> EXERCISE:
Copy everything in the data below exactly except the pictures.

> RAW DATA:
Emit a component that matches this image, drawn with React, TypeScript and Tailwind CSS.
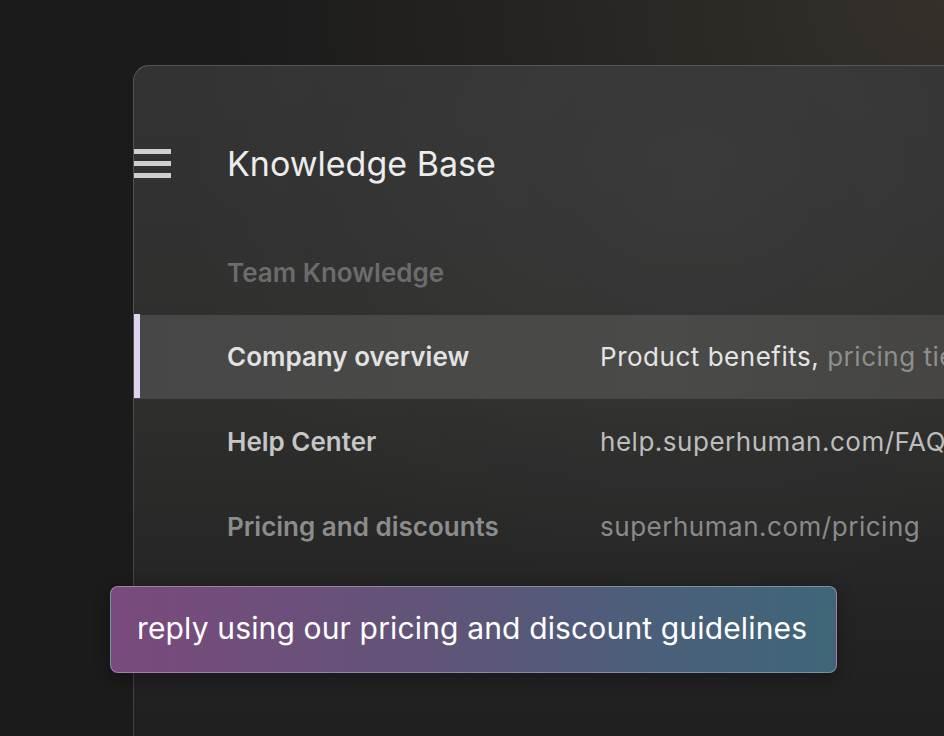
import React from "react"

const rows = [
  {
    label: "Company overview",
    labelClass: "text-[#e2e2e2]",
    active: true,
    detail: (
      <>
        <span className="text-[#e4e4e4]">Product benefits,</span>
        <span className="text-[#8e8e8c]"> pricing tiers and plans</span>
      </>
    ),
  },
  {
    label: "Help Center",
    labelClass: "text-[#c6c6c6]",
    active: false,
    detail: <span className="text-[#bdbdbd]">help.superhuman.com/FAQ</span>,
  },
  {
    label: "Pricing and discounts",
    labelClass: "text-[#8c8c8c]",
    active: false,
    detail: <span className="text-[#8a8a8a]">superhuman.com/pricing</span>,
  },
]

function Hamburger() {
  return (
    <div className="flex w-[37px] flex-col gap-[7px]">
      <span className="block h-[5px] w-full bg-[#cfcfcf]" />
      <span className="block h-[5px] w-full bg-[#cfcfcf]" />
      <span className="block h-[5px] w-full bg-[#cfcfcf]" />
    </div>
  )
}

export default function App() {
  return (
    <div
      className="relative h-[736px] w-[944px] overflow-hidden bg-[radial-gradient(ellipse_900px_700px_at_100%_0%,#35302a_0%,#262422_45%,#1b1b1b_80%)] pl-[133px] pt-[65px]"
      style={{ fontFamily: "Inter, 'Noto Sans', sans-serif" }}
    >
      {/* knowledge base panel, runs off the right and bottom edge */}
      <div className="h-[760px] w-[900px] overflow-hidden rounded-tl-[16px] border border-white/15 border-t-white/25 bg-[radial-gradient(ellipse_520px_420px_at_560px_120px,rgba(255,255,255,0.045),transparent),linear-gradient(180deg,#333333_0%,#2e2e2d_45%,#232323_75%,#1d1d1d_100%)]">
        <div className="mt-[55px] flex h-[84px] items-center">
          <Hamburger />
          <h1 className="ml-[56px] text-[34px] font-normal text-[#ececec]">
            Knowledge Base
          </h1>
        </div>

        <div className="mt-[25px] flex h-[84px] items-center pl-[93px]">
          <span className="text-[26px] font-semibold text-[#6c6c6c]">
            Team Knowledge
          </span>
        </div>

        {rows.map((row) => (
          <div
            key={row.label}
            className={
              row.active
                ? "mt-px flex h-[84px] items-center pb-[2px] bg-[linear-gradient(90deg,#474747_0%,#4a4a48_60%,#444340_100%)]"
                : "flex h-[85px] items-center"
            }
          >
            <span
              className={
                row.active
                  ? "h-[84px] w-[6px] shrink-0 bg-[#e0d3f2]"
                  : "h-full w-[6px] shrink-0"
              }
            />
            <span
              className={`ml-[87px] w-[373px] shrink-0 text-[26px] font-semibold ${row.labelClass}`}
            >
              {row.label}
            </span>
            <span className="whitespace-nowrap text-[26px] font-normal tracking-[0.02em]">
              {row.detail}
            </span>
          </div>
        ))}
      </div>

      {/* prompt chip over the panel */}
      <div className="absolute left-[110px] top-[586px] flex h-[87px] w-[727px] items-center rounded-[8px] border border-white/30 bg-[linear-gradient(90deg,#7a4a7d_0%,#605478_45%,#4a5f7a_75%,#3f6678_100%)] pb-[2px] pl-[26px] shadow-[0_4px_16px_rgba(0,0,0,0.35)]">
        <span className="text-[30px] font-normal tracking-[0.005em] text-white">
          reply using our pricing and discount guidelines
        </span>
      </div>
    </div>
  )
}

> RESPONSE:
Emit a component that matches this image, drawn with React, TypeScript and Tailwind CSS.
import React from "react"

const rows = [
  {
    label: "Company overview",
    labelClass: "text-[#e2e2e2]",
    active: true,
    detail: (
      <>
        <span className="text-[#e4e4e4]">Product benefits,</span>
        <span className="text-[#8e8e8c]"> pricing tiers and plans</span>
      </>
    ),
  },
  {
    label: "Help Center",
    labelClass: "text-[#c6c6c6]",
    active: false,
    detail: <span className="text-[#bdbdbd]">help.superhuman.com/FAQ</span>,
  },
  {
    label: "Pricing and discounts",
    labelClass: "text-[#8c8c8c]",
    active: false,
    detail: <span className="text-[#8a8a8a]">superhuman.com/pricing</span>,
  },
]

function Hamburger() {
  return (
    <div className="flex w-[37px] flex-col gap-[7px]">
      <span className="block h-[5px] w-full bg-[#cfcfcf]" />
      <span className="block h-[5px] w-full bg-[#cfcfcf]" />
      <span className="block h-[5px] w-full bg-[#cfcfcf]" />
    </div>
  )
}

export default function App() {
  return (
    <div
      className="relative h-[736px] w-[944px] overflow-hidden bg-[radial-gradient(ellipse_900px_700px_at_100%_0%,#35302a_0%,#262422_45%,#1b1b1b_80%)] pl-[133px] pt-[65px]"
      style={{ fontFamily: "Inter, 'Noto Sans', sans-serif" }}
    >
      {/* knowledge base panel, runs off the right and bottom edge */}
      <div className="h-[760px] w-[900px] overflow-hidden rounded-tl-[16px] border border-white/15 border-t-white/25 bg-[radial-gradient(ellipse_520px_420px_at_560px_120px,rgba(255,255,255,0.045),transparent),linear-gradient(180deg,#333333_0%,#2e2e2d_45%,#232323_75%,#1d1d1d_100%)]">
        <div className="mt-[55px] flex h-[84px] items-center">
          <Hamburger />
          <h1 className="ml-[56px] text-[34px] font-normal text-[#ececec]">
            Knowledge Base
          </h1>
        </div>

        <div className="mt-[25px] flex h-[84px] items-center pl-[93px]">
          <span className="text-[26px] font-semibold text-[#6c6c6c]">
            Team Knowledge
          </span>
        </div>

        {rows.map((row) => (
          <div
            key={row.label}
            className={
              row.active
                ? "mt-px flex h-[84px] items-center pb-[2px] bg-[linear-gradient(90deg,#474747_0%,#4a4a48_60%,#444340_100%)]"
                : "flex h-[85px] items-center"
            }
          >
            <span
              className={
                row.active
                  ? "h-[84px] w-[6px] shrink-0 bg-[#e0d3f2]"
                  : "h-full w-[6px] shrink-0"
              }
            />
            <span
              className={`ml-[87px] w-[373px] shrink-0 text-[26px] font-semibold ${row.labelClass}`}
            >
              {row.label}
            </span>
            <span className="whitespace-nowrap text-[26px] font-normal tracking-[0.02em]">
              {row.detail}
            </span>
          </div>
        ))}
      </div>

      {/* prompt chip over the panel */}
      <div className="absolute left-[110px] top-[586px] flex h-[87px] w-[727px] items-center rounded-[8px] border border-white/30 bg-[linear-gradient(90deg,#7a4a7d_0%,#605478_45%,#4a5f7a_75%,#3f6678_100%)] pb-[2px] pl-[26px] shadow-[0_4px_16px_rgba(0,0,0,0.35)]">
        <span className="text-[30px] font-normal tracking-[0.005em] text-white">
          reply using our pricing and discount guidelines
        </span>
      </div>
    </div>
  )
}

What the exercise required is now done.